* [Exercise details]:
Omit all images, then return the remaining material exactly as it stands.
**********
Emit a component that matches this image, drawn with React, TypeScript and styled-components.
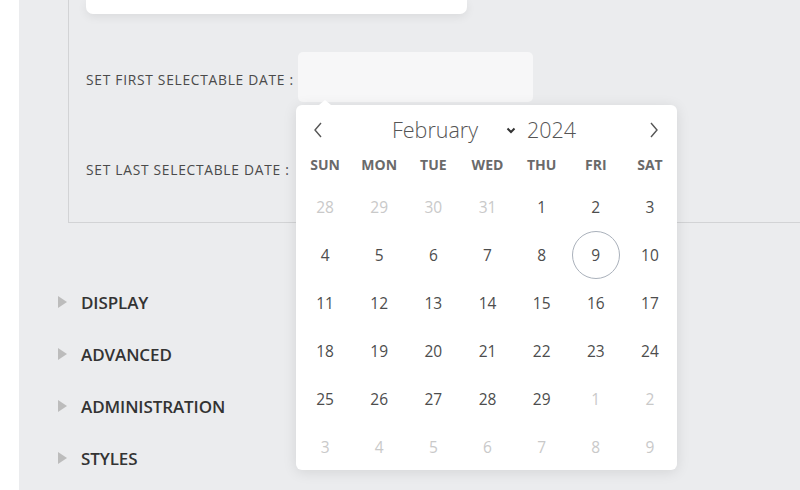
import React from "react";
import styled, { createGlobalStyle } from "styled-components";

const Global = createGlobalStyle`
  html, body { margin: 0; padding: 0; background: #ffffff; }
  body { font-family: "Open Sans", "Liberation Sans", sans-serif; }
  * { box-sizing: border-box; }
`;

const Page = styled.div`
  padding-left: 19px;
  height: 490px;
  overflow: hidden;
`;

const Panel = styled.div`
  background: #ebecee;
  height: 490px;
  position: relative;
`;

const FieldsBox = styled.div`
  margin-left: 49px;
  border-left: 1px solid #d2d3d5;
  border-bottom: 1px solid #d2d3d5;
  padding: 0 0 30px 17px;
`;

const TopCard = styled.div`
  width: 381px;
  height: 14px;
  background: #ffffff;
  border-radius: 0 0 7px 7px;
  box-shadow: 0 3px 10px rgba(0, 0, 0, 0.07);
`;

const Rows = styled.div`
  display: flex;
  flex-direction: column;
  gap: 40px;
  padding-top: 38px;
`;

const FieldRow = styled.div`
  display: grid;
  grid-template-columns: 212px 235px;
  align-items: center;
`;

const Label = styled.div<{ $dy?: number }>`
  font-size: 13.8px;
  color: #4a4a4a;
  letter-spacing: 0.72px;
  white-space: nowrap;
  margin-top: ${(p) => p.$dy ?? 0}px;
`;

const InputWrap = styled.div`
  position: relative;
`;

const Input = styled.div`
  height: 50px;
  background: #f7f7f8;
  border-radius: 5px;
`;

const Popup = styled.div`
  position: absolute;
  left: -2px;
  top: 53px;
  width: 381px;
  height: 365px;
  background: #ffffff;
  border-radius: 6px;
  box-shadow: 0 2px 14px rgba(0, 0, 0, 0.1);
  z-index: 5;
  padding: 5px 0 0 2px;
`;

const Pointer = styled.div`
  position: absolute;
  left: 23px;
  top: -5px;
  width: 0;
  height: 0;
  border-left: 6px solid transparent;
  border-right: 6px solid transparent;
  border-bottom: 5px solid #ffffff;
`;

const Header = styled.div`
  height: 40px;
  display: flex;
  align-items: center;
  position: relative;
`;

const NavButton = styled.div<{ $side: "left" | "right" }>`
  position: absolute;
  top: 12px;
  ${(p) => (p.$side === "left" ? "left: 14px;" : "right: 17px;")}
  width: 12px;
  height: 16px;
  display: flex;
  align-items: center;
  justify-content: center;
`;

const MonthYear = styled.div`
  display: flex;
  align-items: center;
  margin-left: 94px;
  font-size: 21.5px;
  font-weight: 300;
  color: #555;
  line-height: 1;
`;

const MonthSelect = styled.div`
  display: flex;
  align-items: center;
  width: 135px;
  justify-content: space-between;
  padding-right: 11px;
`;

const Year = styled.span``;

const Weekdays = styled.div`
  margin-top: 2px;
  display: grid;
  grid-template-columns: repeat(7, 1fr);
  height: 24px;
  align-items: center;
`;

const Weekday = styled.div`
  text-align: center;
  font-size: 14px;
  font-weight: 700;
  color: #6a6a6a;
`;

const Days = styled.div`
  margin-top: 7px;
  display: grid;
  grid-template-columns: repeat(7, 1fr);
  grid-auto-rows: 48px;
`;

const Day = styled.div<{ $muted?: boolean }>`
  display: flex;
  align-items: center;
  justify-content: center;
  font-size: 15.5px;
  color: ${(p) => (p.$muted ? "#c9c9c9" : "#4d4d4d")};
`;

const Circle = styled.span`
  width: 48px;
  height: 48px;
  border: 1px solid #aab1bb;
  border-radius: 50%;
  display: flex;
  align-items: center;
  justify-content: center;
`;

const Accordion = styled.div`
  margin-top: 53px;
  display: flex;
  flex-direction: column;
`;

const AccItem = styled.div`
  height: 52px;
  display: flex;
  align-items: center;
  padding-left: 39px;
  gap: 14px;
`;

const Triangle = styled.span`
  width: 0;
  height: 0;
  border-left: 9px solid #bcbcbc;
  border-top: 6px solid transparent;
  border-bottom: 6px solid transparent;
`;

const AccLabel = styled.span`
  font-size: 17px;
  font-weight: 600;
  color: #333;
  letter-spacing: -0.1px;
`;

const weekdays = ["SUN", "MON", "TUE", "WED", "THU", "FRI", "SAT"];

type Cell = { n: number; muted?: boolean; today?: boolean };

const cells: Cell[] = [
  ...[28, 29, 30, 31].map((n) => ({ n, muted: true })),
  ...Array.from({ length: 29 }, (_, i) => ({ n: i + 1, today: i + 1 === 9 })),
  ...[1, 2, 3, 4, 5, 6, 7, 8, 9].map((n) => ({ n, muted: true })),
];

const Chevron = ({ dir }: { dir: "left" | "right" }) => (
  <svg width="10" height="16" viewBox="0 0 10 16">
    <path
      d={dir === "left" ? "M8 1 L2 8 L8 15" : "M2 1 L8 8 L2 15"}
      fill="none"
      stroke="#555"
      strokeWidth="1.4"
    />
  </svg>
);

const Down = () => (
  <svg width="10" height="7" viewBox="0 0 10 7">
    <path d="M1.5 1.5 L5 5 L8.5 1.5" fill="none" stroke="#333" strokeWidth="2" />
  </svg>
);

export default function App() {
  return (
    <>
      <Global />
      <Page>
        <Panel>
          <FieldsBox>
            <TopCard />
            <Rows>
              <FieldRow>
                <Label $dy={4}>SET FIRST SELECTABLE DATE :</Label>
                <InputWrap>
                  <Input />
                  <Popup>
                    <Pointer />
                    <Header>
                      <NavButton $side="left">
                        <Chevron dir="left" />
                      </NavButton>
                      <MonthYear>
                        <MonthSelect>
                          <span>February</span>
                          <Down />
                        </MonthSelect>
                        <Year>2024</Year>
                      </MonthYear>
                      <NavButton $side="right">
                        <Chevron dir="right" />
                      </NavButton>
                    </Header>
                    <Weekdays>
                      {weekdays.map((w) => (
                        <Weekday key={w}>{w}</Weekday>
                      ))}
                    </Weekdays>
                    <Days>
                      {cells.map((c, i) => (
                        <Day key={i} $muted={c.muted}>
                          {c.today ? <Circle>{c.n}</Circle> : c.n}
                        </Day>
                      ))}
                    </Days>
                  </Popup>
                </InputWrap>
              </FieldRow>
              <FieldRow>
                <Label $dy={4}>SET LAST SELECTABLE DATE :</Label>
                <InputWrap>
                  <Input />
                </InputWrap>
              </FieldRow>
            </Rows>
          </FieldsBox>
          <Accordion>
            {["DISPLAY", "ADVANCED", "ADMINISTRATION", "STYLES"].map((t) => (
              <AccItem key={t}>
                <Triangle />
                <AccLabel>{t}</AccLabel>
              </AccItem>
            ))}
          </Accordion>
        </Panel>
      </Page>
    </>
  );
}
**********
* [Exercise response]:
Emit a component that matches this image, drawn with React, TypeScript and styled-components.
import React from "react";
import styled, { createGlobalStyle } from "styled-components";

const Global = createGlobalStyle`
  html, body { margin: 0; padding: 0; background: #ffffff; }
  body { font-family: "Open Sans", "Liberation Sans", sans-serif; }
  * { box-sizing: border-box; }
`;

const Page = styled.div`
  padding-left: 19px;
  height: 490px;
  overflow: hidden;
`;

const Panel = styled.div`
  background: #ebecee;
  height: 490px;
  position: relative;
`;

const FieldsBox = styled.div`
  margin-left: 49px;
  border-left: 1px solid #d2d3d5;
  border-bottom: 1px solid #d2d3d5;
  padding: 0 0 30px 17px;
`;

const TopCard = styled.div`
  width: 381px;
  height: 14px;
  background: #ffffff;
  border-radius: 0 0 7px 7px;
  box-shadow: 0 3px 10px rgba(0, 0, 0, 0.07);
`;

const Rows = styled.div`
  display: flex;
  flex-direction: column;
  gap: 40px;
  padding-top: 38px;
`;

const FieldRow = styled.div`
  display: grid;
  grid-template-columns: 212px 235px;
  align-items: center;
`;

const Label = styled.div<{ $dy?: number }>`
  font-size: 13.8px;
  color: #4a4a4a;
  letter-spacing: 0.72px;
  white-space: nowrap;
  margin-top: ${(p) => p.$dy ?? 0}px;
`;

const InputWrap = styled.div`
  position: relative;
`;

const Input = styled.div`
  height: 50px;
  background: #f7f7f8;
  border-radius: 5px;
`;

const Popup = styled.div`
  position: absolute;
  left: -2px;
  top: 53px;
  width: 381px;
  height: 365px;
  background: #ffffff;
  border-radius: 6px;
  box-shadow: 0 2px 14px rgba(0, 0, 0, 0.1);
  z-index: 5;
  padding: 5px 0 0 2px;
`;

const Pointer = styled.div`
  position: absolute;
  left: 23px;
  top: -5px;
  width: 0;
  height: 0;
  border-left: 6px solid transparent;
  border-right: 6px solid transparent;
  border-bottom: 5px solid #ffffff;
`;

const Header = styled.div`
  height: 40px;
  display: flex;
  align-items: center;
  position: relative;
`;

const NavButton = styled.div<{ $side: "left" | "right" }>`
  position: absolute;
  top: 12px;
  ${(p) => (p.$side === "left" ? "left: 14px;" : "right: 17px;")}
  width: 12px;
  height: 16px;
  display: flex;
  align-items: center;
  justify-content: center;
`;

const MonthYear = styled.div`
  display: flex;
  align-items: center;
  margin-left: 94px;
  font-size: 21.5px;
  font-weight: 300;
  color: #555;
  line-height: 1;
`;

const MonthSelect = styled.div`
  display: flex;
  align-items: center;
  width: 135px;
  justify-content: space-between;
  padding-right: 11px;
`;

const Year = styled.span``;

const Weekdays = styled.div`
  margin-top: 2px;
  display: grid;
  grid-template-columns: repeat(7, 1fr);
  height: 24px;
  align-items: center;
`;

const Weekday = styled.div`
  text-align: center;
  font-size: 14px;
  font-weight: 700;
  color: #6a6a6a;
`;

const Days = styled.div`
  margin-top: 7px;
  display: grid;
  grid-template-columns: repeat(7, 1fr);
  grid-auto-rows: 48px;
`;

const Day = styled.div<{ $muted?: boolean }>`
  display: flex;
  align-items: center;
  justify-content: center;
  font-size: 15.5px;
  color: ${(p) => (p.$muted ? "#c9c9c9" : "#4d4d4d")};
`;

const Circle = styled.span`
  width: 48px;
  height: 48px;
  border: 1px solid #aab1bb;
  border-radius: 50%;
  display: flex;
  align-items: center;
  justify-content: center;
`;

const Accordion = styled.div`
  margin-top: 53px;
  display: flex;
  flex-direction: column;
`;

const AccItem = styled.div`
  height: 52px;
  display: flex;
  align-items: center;
  padding-left: 39px;
  gap: 14px;
`;

const Triangle = styled.span`
  width: 0;
  height: 0;
  border-left: 9px solid #bcbcbc;
  border-top: 6px solid transparent;
  border-bottom: 6px solid transparent;
`;

const AccLabel = styled.span`
  font-size: 17px;
  font-weight: 600;
  color: #333;
  letter-spacing: -0.1px;
`;

const weekdays = ["SUN", "MON", "TUE", "WED", "THU", "FRI", "SAT"];

type Cell = { n: number; muted?: boolean; today?: boolean };

const cells: Cell[] = [
  ...[28, 29, 30, 31].map((n) => ({ n, muted: true })),
  ...Array.from({ length: 29 }, (_, i) => ({ n: i + 1, today: i + 1 === 9 })),
  ...[1, 2, 3, 4, 5, 6, 7, 8, 9].map((n) => ({ n, muted: true })),
];

const Chevron = ({ dir }: { dir: "left" | "right" }) => (
  <svg width="10" height="16" viewBox="0 0 10 16">
    <path
      d={dir === "left" ? "M8 1 L2 8 L8 15" : "M2 1 L8 8 L2 15"}
      fill="none"
      stroke="#555"
      strokeWidth="1.4"
    />
  </svg>
);

const Down = () => (
  <svg width="10" height="7" viewBox="0 0 10 7">
    <path d="M1.5 1.5 L5 5 L8.5 1.5" fill="none" stroke="#333" strokeWidth="2" />
  </svg>
);

export default function App() {
  return (
    <>
      <Global />
      <Page>
        <Panel>
          <FieldsBox>
            <TopCard />
            <Rows>
              <FieldRow>
                <Label $dy={4}>SET FIRST SELECTABLE DATE :</Label>
                <InputWrap>
                  <Input />
                  <Popup>
                    <Pointer />
                    <Header>
                      <NavButton $side="left">
                        <Chevron dir="left" />
                      </NavButton>
                      <MonthYear>
                        <MonthSelect>
                          <span>February</span>
                          <Down />
                        </MonthSelect>
                        <Year>2024</Year>
                      </MonthYear>
                      <NavButton $side="right">
                        <Chevron dir="right" />
                      </NavButton>
                    </Header>
                    <Weekdays>
                      {weekdays.map((w) => (
                        <Weekday key={w}>{w}</Weekday>
                      ))}
                    </Weekdays>
                    <Days>
                      {cells.map((c, i) => (
                        <Day key={i} $muted={c.muted}>
                          {c.today ? <Circle>{c.n}</Circle> : c.n}
                        </Day>
                      ))}
                    </Days>
                  </Popup>
                </InputWrap>
              </FieldRow>
              <FieldRow>
                <Label $dy={4}>SET LAST SELECTABLE DATE :</Label>
                <InputWrap>
                  <Input />
                </InputWrap>
              </FieldRow>
            </Rows>
          </FieldsBox>
          <Accordion>
            {["DISPLAY", "ADVANCED", "ADMINISTRATION", "STYLES"].map((t) => (
              <AccItem key={t}>
                <Triangle />
                <AccLabel>{t}</AccLabel>
              </AccItem>
            ))}
          </Accordion>
        </Panel>
      </Page>
    </>
  );
}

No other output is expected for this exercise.